Khalifa Haftar, the leader of the Libyan National Army (LNA), has charged Tripoli to topple Fayez al-Sarraj, the Prime Minister of the UN-backed Government of National Accord (GNA). Since early April 2019, fighting has killed more than 300, wounded 1,600, and displaced approximately 40,000 Libyans. Now Libya is back in U.S. headlines; the last time it was this prominent was when the 2011 Arab Spring sparked a U.S.-sponsored NATO intervention that helped bring down the Libyan regime of Muammar Gaddafi. Afterward, in 2012, members of Ansar al-Sharia attacked a U.S. government compound in Benghazi, Libya, and killed John Christopher Stevens, the U.S. Ambassador to Libya, and three other Americans. Currently, the culmination of eight years of instability and unrest has the world watching regime change unfold in Libya for the second time in a decade. Russia saw the collapse of Gaddafi’s regime in 2011 as a blow to its political and economic interests. Today, the Kremlin will look to capitalize on the instability in Libya to strengthen its image as a power broker in the Middle East and North Africa, and to benefit economically from oil and government contracts.

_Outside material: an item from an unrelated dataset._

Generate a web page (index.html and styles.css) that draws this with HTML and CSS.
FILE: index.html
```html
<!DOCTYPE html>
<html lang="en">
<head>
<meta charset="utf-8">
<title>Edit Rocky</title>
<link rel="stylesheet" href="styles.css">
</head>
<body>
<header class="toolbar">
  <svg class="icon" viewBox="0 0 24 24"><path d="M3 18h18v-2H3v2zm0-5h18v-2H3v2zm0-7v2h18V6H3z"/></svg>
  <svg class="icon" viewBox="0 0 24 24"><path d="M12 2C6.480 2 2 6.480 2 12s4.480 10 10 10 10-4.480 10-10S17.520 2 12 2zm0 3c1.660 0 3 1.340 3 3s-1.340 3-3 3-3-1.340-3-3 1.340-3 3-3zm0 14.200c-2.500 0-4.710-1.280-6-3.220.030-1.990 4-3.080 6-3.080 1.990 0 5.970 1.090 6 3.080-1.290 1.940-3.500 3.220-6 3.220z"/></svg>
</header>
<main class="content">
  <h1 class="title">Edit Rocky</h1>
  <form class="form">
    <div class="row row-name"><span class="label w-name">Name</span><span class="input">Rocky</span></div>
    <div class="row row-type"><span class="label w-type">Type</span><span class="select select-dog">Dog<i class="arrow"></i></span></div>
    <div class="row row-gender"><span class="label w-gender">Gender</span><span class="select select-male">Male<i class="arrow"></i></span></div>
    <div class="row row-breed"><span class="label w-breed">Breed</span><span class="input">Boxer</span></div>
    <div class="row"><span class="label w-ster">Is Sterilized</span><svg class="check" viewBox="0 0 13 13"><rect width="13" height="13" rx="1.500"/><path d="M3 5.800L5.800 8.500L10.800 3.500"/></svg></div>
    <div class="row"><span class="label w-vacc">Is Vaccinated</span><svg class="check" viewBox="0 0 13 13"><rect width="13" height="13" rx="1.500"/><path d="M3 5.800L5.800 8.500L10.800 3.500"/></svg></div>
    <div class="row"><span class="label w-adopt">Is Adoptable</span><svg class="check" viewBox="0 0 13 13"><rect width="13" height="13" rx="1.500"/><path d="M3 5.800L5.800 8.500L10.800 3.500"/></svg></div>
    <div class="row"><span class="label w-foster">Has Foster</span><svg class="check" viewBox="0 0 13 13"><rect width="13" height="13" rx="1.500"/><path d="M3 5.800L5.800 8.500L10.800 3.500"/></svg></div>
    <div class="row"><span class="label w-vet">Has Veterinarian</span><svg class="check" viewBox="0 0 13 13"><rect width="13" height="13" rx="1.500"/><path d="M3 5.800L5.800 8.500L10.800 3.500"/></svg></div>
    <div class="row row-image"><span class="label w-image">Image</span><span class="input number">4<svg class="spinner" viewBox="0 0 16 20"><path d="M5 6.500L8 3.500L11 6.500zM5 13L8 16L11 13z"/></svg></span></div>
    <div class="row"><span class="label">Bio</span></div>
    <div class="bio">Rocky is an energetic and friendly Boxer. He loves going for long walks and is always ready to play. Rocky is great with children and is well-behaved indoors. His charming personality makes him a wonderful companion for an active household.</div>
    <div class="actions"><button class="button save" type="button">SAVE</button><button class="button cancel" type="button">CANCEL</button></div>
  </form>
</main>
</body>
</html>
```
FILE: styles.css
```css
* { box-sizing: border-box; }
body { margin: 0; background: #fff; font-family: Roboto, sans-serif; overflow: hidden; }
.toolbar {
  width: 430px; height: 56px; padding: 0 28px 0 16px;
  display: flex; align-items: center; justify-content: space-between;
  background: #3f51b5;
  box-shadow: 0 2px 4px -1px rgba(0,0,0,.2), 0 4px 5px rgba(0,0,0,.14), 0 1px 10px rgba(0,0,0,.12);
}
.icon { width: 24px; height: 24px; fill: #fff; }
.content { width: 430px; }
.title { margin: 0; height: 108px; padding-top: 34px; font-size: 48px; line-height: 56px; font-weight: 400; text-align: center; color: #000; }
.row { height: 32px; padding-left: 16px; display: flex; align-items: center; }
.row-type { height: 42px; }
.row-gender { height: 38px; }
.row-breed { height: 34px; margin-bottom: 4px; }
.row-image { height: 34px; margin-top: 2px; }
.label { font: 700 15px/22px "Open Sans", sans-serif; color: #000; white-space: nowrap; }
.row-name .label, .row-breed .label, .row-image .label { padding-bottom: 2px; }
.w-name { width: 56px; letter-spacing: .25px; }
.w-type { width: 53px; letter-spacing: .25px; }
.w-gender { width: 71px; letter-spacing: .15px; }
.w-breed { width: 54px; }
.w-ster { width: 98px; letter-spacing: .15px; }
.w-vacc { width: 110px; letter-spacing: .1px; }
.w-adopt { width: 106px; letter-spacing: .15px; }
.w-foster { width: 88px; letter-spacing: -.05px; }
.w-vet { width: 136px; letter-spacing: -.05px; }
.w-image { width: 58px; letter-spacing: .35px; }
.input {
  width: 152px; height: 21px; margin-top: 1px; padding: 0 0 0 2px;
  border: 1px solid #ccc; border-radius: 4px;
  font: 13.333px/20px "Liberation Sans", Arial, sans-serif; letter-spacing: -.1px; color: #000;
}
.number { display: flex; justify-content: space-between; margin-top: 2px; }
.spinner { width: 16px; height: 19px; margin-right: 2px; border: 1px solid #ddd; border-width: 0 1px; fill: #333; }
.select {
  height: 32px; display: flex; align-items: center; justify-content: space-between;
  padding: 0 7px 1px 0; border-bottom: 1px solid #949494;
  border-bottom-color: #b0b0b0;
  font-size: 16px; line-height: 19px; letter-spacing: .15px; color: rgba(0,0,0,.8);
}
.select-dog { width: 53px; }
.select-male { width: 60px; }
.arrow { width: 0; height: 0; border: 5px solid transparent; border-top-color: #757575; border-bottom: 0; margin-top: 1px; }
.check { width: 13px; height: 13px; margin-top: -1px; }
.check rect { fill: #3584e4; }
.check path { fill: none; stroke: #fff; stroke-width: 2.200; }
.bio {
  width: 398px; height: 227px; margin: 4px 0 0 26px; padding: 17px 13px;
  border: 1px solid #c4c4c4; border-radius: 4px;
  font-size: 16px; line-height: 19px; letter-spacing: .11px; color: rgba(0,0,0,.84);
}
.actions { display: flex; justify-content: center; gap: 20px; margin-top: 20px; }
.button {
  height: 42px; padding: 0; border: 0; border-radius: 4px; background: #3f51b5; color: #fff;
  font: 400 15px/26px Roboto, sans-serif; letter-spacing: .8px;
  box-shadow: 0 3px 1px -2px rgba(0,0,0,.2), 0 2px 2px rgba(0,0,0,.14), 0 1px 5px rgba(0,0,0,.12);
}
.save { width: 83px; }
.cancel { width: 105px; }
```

In 2011, the U.S. assumed an integral role in the NATO-led intervention to oust Gaddafi, which prevented mass civilian murder but helped spiral the country into chaos. Russia could have vetoed the United Nations Security Council Resolution 1973, which NATO used to justify its intervention, but chose not to. For years, the U.S. has officially recognized the GNA as Libya’s official governing body. However, President Trump’s April 15th phone call to Haftar signals the White House’s public shift to expressing support for the LNA. Understanding the true dynamics of the playing field in Libya is difficult since it is rarely obvious who each country supports at any given time. Nevertheless, Russia has an interest in ensuring an agreeable end-state for itself.

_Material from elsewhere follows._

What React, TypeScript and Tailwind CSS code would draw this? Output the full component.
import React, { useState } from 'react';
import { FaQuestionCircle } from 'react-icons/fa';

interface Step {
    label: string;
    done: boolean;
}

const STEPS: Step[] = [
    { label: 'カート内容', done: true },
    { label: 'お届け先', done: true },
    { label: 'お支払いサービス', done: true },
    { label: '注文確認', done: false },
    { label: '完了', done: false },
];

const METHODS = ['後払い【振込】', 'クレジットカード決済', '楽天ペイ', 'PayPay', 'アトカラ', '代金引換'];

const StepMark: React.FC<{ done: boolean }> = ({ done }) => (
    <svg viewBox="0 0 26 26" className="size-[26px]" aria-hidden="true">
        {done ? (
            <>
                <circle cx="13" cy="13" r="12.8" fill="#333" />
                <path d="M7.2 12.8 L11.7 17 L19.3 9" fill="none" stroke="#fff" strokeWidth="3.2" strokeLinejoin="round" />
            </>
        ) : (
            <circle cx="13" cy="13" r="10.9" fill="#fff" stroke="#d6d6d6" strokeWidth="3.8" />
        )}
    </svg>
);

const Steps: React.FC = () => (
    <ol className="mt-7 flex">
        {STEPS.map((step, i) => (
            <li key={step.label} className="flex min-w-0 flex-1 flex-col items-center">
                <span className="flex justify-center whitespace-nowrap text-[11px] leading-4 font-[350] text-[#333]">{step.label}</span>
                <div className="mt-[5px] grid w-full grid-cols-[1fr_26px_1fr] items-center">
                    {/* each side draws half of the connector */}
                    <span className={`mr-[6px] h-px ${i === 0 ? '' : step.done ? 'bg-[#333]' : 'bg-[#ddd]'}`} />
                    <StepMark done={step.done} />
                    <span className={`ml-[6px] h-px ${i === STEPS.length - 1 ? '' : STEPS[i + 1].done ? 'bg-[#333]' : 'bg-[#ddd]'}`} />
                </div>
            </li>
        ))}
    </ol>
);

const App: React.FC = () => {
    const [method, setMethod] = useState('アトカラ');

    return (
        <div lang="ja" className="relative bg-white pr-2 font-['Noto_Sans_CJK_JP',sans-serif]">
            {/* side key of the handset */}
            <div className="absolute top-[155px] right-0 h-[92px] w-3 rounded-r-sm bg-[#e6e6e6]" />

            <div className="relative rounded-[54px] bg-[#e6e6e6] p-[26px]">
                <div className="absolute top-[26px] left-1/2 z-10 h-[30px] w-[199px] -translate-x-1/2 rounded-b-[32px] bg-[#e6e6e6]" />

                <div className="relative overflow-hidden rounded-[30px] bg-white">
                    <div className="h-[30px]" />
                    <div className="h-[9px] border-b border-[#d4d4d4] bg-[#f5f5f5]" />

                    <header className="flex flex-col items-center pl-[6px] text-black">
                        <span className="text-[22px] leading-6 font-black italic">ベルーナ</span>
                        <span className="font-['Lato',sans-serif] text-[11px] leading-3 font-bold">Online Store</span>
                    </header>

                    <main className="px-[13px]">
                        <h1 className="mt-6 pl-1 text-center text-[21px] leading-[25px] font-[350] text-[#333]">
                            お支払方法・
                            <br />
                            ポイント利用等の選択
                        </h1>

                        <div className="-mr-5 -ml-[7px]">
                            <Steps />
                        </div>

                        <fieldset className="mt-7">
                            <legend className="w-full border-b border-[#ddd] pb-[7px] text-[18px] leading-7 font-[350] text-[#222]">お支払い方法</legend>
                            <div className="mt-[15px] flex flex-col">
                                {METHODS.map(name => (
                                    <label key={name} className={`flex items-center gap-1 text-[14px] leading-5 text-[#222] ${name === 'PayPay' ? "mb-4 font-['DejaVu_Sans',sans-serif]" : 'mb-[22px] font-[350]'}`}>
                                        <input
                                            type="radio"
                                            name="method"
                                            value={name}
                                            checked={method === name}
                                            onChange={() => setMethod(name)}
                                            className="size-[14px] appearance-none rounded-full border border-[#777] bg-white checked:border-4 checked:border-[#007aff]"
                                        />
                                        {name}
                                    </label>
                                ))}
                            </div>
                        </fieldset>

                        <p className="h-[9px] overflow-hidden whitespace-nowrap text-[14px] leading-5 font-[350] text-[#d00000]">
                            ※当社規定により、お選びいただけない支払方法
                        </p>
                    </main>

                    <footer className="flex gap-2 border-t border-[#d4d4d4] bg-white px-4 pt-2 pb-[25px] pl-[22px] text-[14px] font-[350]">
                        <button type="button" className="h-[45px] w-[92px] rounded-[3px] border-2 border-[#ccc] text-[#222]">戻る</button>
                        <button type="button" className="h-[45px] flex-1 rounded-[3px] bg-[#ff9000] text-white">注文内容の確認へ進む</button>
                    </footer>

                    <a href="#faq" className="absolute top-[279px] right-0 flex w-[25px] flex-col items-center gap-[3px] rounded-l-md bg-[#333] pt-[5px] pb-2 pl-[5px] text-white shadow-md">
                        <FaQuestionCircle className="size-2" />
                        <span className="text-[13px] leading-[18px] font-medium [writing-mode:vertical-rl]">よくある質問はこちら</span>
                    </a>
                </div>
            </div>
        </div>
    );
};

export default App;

Russia remains invested in Libya’s future because it views Libya as instrumental in supporting Russian interests. These interests primarily include the economic benefits of the so-called “guns for oil” trade, government contracts, bargaining power against the EU, deep-sea port access on the Mediterranean, extinguishing extremist Islamic threats abroad rather than inside its borders, and the optics of Soviet-era influence in the Middle East and Africa. Russian government officials have met with various Libyan contacts to ensure that whoever controls the country will support Russia’s goals.

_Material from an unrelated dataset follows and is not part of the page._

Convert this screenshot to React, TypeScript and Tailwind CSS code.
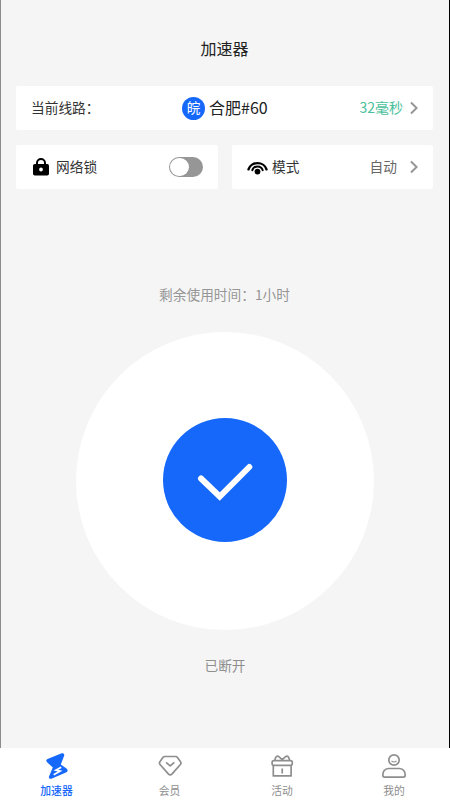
import { useState } from 'react'
import type { ReactNode } from 'react'

type Tab = {
  id: string
  label: string
  icon: ReactNode
}

function Arrow() {
  return (
    <svg width="9" height="14" viewBox="0 0 9 14" fill="none" stroke="#969696" strokeWidth="2">
      <path d="M2 1.5 7.6 7 2 12.5" />
    </svg>
  )
}

function LockIcon() {
  return (
    <svg width="16" height="18" viewBox="0 0 16 18">
      <path d="M4 8V5a4 4 0 0 1 8 0v3" fill="none" stroke="#000" strokeWidth="2" />
      <path
        fillRule="evenodd"
        d="M1.8 6h12.400a1.800 1.800 0 0 1 1.800 1.800v7.900a1.800 1.800 0 0 1-1.800 1.800H1.800a1.800 1.800 0 0 1-1.800-1.800V7.800A1.800 1.800 0 0 1 1.800 6ZM8 9.600a1.900 1.900 0 1 0 0 3.800 1.900 1.900 0 0 0 0-3.800Z"
      />
    </svg>
  )
}

function SignalIcon() {
  return (
    <svg width="21" height="15" viewBox="0 0 21 15" fill="none" stroke="#000" strokeWidth="2.4" strokeLinecap="round">
      <path d="M1.5 9.3a9.3 8.2 0 0 1 18 0" />
      <path d="M5.3 10.2a5.4 5.2 0 0 1 10.400 0" strokeWidth="2" />
      <circle cx="10.5" cy="11.6" r="2.9" fill="#000" stroke="none" />
    </svg>
  )
}

const tabs: Tab[] = [
  {
    id: 'boost',
    label: '加速器',
    icon: (
      <svg width="24" height="28" viewBox="0.8 0 24 28">
        <path
          d="M3.3 7 17.5 1.300Q20.600.600 20 3.600L16.600 12.600 22.600 16.800Q24.300 18.600 22.300 20.200L7.200 26.700Q4.200 27.500 4.800 24.400L8.600 15.500 2.900 10.300Q1 8.200 3.300 7Z"
          fill="#1668fb"
        />
        <path d="m17 15.2-5.3 3 4.2.9-6.4 3.6" fill="none" stroke="#fff" strokeWidth="1.7" />
      </svg>
    ),
  },
  {
    id: 'vip',
    label: '会员',
    icon: (
      <svg
        width="24"
        height="28"
        viewBox="0 0 24 28"
        fill="none"
        stroke="#8e8e8e"
        strokeWidth="1.7"
        strokeLinejoin="round"
        strokeLinecap="round"
      >
        <path d="M7 4.5h10.400q1.300 0 2.100 1l3 4.200q1 1.500-.1 2.800l-8.300 9.400q-1.900 1.800-3.800 0L2 12.500Q.9 11.200 1.900 9.700l3-4.200q.8-1 2.100-1Z" />
        <path d="m8.6 10.8 3.600 3.100 3.600-3.100" />
      </svg>
    ),
  },
  {
    id: 'activity',
    label: '活动',
    icon: (
      <svg width="24" height="28" viewBox="0 0 24 28" fill="none" stroke="#8e8e8e" strokeWidth="1.7" strokeLinejoin="round">
        <rect x="2.1" y="8.6" width="20.2" height="4.8" rx="1.8" />
        <path d="M3.3 13.4v10.500h17.800V13.400M12.200 16.600v4.900" />
        <path d="M4.9 8.4c.3-3.600 2.200-5.200 3.900-3.800l3.400 3 3.400-3c1.700-1.400 3.600.2 3.900 3.800" />
      </svg>
    ),
  },
  {
    id: 'mine',
    label: '我的',
    icon: (
      <svg width="26" height="28" viewBox="0 0 26 28" fill="none" stroke="#8e8e8e" strokeWidth="1.7">
        <circle cx="13" cy="8" r="5.2" />
        <path d="M10.5 9q2.5 2 5 0" strokeWidth="1.2" />
        <path d="M7.5 16.500h11q5.700.5 5.700 6.700 0 1.900-1.900 1.900H3.700q-1.900 0-1.900-1.900 0-6.200 5.700-6.700Z" />
      </svg>
    ),
  },
]

export default function App() {
  const [activeTab, setActiveTab] = useState('boost')
  const [locked, setLocked] = useState(false)

  return (
    <div className="flex h-screen flex-col bg-white font-['Noto_Sans_CJK_SC',sans-serif]">
      <main className="flex min-h-0 flex-1 flex-col items-center border-r border-l border-r-black border-l-[#8c8c8c] bg-[#f5f5f5]">
        <h1 className="mt-9 mr-px text-base leading-6 text-[#222]">加速器</h1>

        <div className="mt-[26px] flex w-full flex-col gap-[15px] px-[15px] text-[13.7px] leading-5">
          <button type="button" className="mr-px flex h-11 items-center rounded-xs bg-white px-[15px]">
            <span className="mb-0.5 w-[151px] text-left text-[#333]">当前线路：</span>
            <span className="flex size-[23px] items-center justify-center rounded-full bg-[#1668fb] pb-0.5 text-[13.5px] text-white">
              皖
            </span>
            <span className="mb-0.5 ml-1 text-base text-[#222]">合肥#60</span>
            <span className="mr-[6px] mb-0.5 ml-auto text-sm text-[#4abf9b]">32毫秒</span>
            <Arrow />
          </button>

          <div className="mr-px flex gap-[14px]">
            <div className="flex h-11 w-[202px] items-center rounded-xs bg-white pr-[15px] pl-[17px]">
              <LockIcon />
              <span className="mb-0.5 ml-[7px] text-[#333]">网络锁</span>
              <button
                type="button"
                role="switch"
                aria-checked={locked}
                aria-label="网络锁"
                onClick={() => setLocked(!locked)}
                className={`ml-auto flex h-5 w-[34px] items-center rounded-full px-px ${
                  locked ? 'justify-end bg-[#1668fb]' : 'justify-start bg-[#969696]'
                }`}
              >
                <span className="h-[18px] w-[19px] rounded-full bg-white" />
              </button>
            </div>
            <button type="button" className="flex h-11 flex-1 items-center rounded-xs bg-white px-[15px]">
              <SignalIcon />
              <span className="mb-0.5 ml-[4px] text-[#333]">模式</span>
              <span className="mr-[12px] mb-0.5 ml-auto text-[#666]">自动</span>
              <Arrow />
            </button>
          </div>
        </div>

        <p className="mt-[95px] mr-px text-[13.7px] leading-5 text-[#969696]">剩余使用时间：1小时</p>

        <div className="mt-7 flex size-[298px] shrink-0 items-center justify-center rounded-full bg-white">
          <button
            type="button"
            aria-label="连接"
            className="mb-[2px] flex size-[124px] items-center justify-center rounded-full bg-[#1668fb]"
          >
            <svg width="56" height="44" viewBox="0 -2 56 44" fill="none" stroke="#fff" strokeWidth="6" strokeLinecap="round">
              <path d="M4 18.5 22.700 36.500 52.300 7" />
            </svg>
          </button>
        </div>

        <p className="mt-[25px] text-[13.7px] leading-5 text-[#8e8e8e]">已断开</p>
      </main>

      <nav className="grid h-[52px] shrink-0 grid-cols-[113px_113px_112px_112px] bg-white">
        {tabs.map((tab) => (
          <button
            key={tab.id}
            type="button"
            onClick={() => setActiveTab(tab.id)}
            className={`flex flex-col items-center pt-1 text-[10.8px] leading-4 ${
              tab.id === activeTab ? 'font-medium text-[#1668fb]' : 'text-[#8e8e8e]'
            }`}
          >
            {tab.icon}
            <span className="mt-[2px]">{tab.label}</span>
          </button>
        ))}
      </nav>
    </div>
  )
}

Despite being members of the UN Security Council, which backs Sarraj, Russia and the U.S. have been friendly toward the authoritarian leader Khalifa Haftar. But Russia has been careful not to overcommit. According to Vasily Nebenyza, Russia’s Permanent Representative to the UN, the Kremlin has avoided picking winners and losers. Instead, Russia has presented itself as calling for peace and stability in Libya. Haftar has travelled to Moscow more than three times since 2016 for meetings predominantly with Russia’s Defense Minister Sergei Shoigu and Foreign Minister Sergey Lavrov. The General was also aboard Russia’s Admiral Kuznetsov aircraft carrier in the Mediterranean in 2017, where he spoke with Sergei Shoigu via video conference. The Kremlin has not fully endorsed Haftar publicly, despite providing material support for his coup. In March 2019, U.S. General Waldhauser stated to the House Committee on Armed Services that “behind the scenes there is no doubt about the fact they’ve [the Russians] supported the LNA with all kinds of equipment, people, training and the like. And they’ve supported Haftar.” Russia has not only reportedly strengthened Haftar’s military with training but also printed Libyan dinars to finance his cause. And Russia is forging ties with Egypt, which shares an interest in Haftar for a different reason: he may be a solution to Egypt’s western border security problem. Ultimately, the Kremlin cares about Haftar as long he supports Russian interests.
The stakes are high for Russia. It lost billions when NATO overran Gaddafi’s regime in 2011, and now it wants its money back. Semyon Bagdasarov, a representative in Russia’s State Duma, explained in an interview with Pravda that Haftar gives Russia the potential to recover, and even triple, the $4 billion in oil and military contracts, which Russia lost when Gaddafi was killed. “Libya has a long history of good relations with Russia,” Haftar stated, “I went to Moscow because I wanted to renew several contracts that were interrupted in 2011.” Oil production is a leading economic consideration for Russia, primarily in eastern Libya. Russian firms Tatneft, Gazprom, and Rosneft view the region as a source of lucrative contracts. Ultimately, the Kremlin will diversify its bets until it becomes clear who will control Libya’s resources.
The U.S. and the international community must once again decide what to do in Libya. This time, Russia will be more disruptive to protect its interests. By publicly pushing for a political solution while quietly backing Haftar, the Kremlin hopes to look like it is cleaning up the United States’ post-2011 mess in Libya. If Russia helps restore some semblance of order, it can appear like a peace broker in the region, adding credibility to its critiques of U.S. foreign policy, and delegitimizing international institutions like NATO and the UN. In the near-term, the U.S. and the international community must apply pressure for a cease-fire and political negotiations.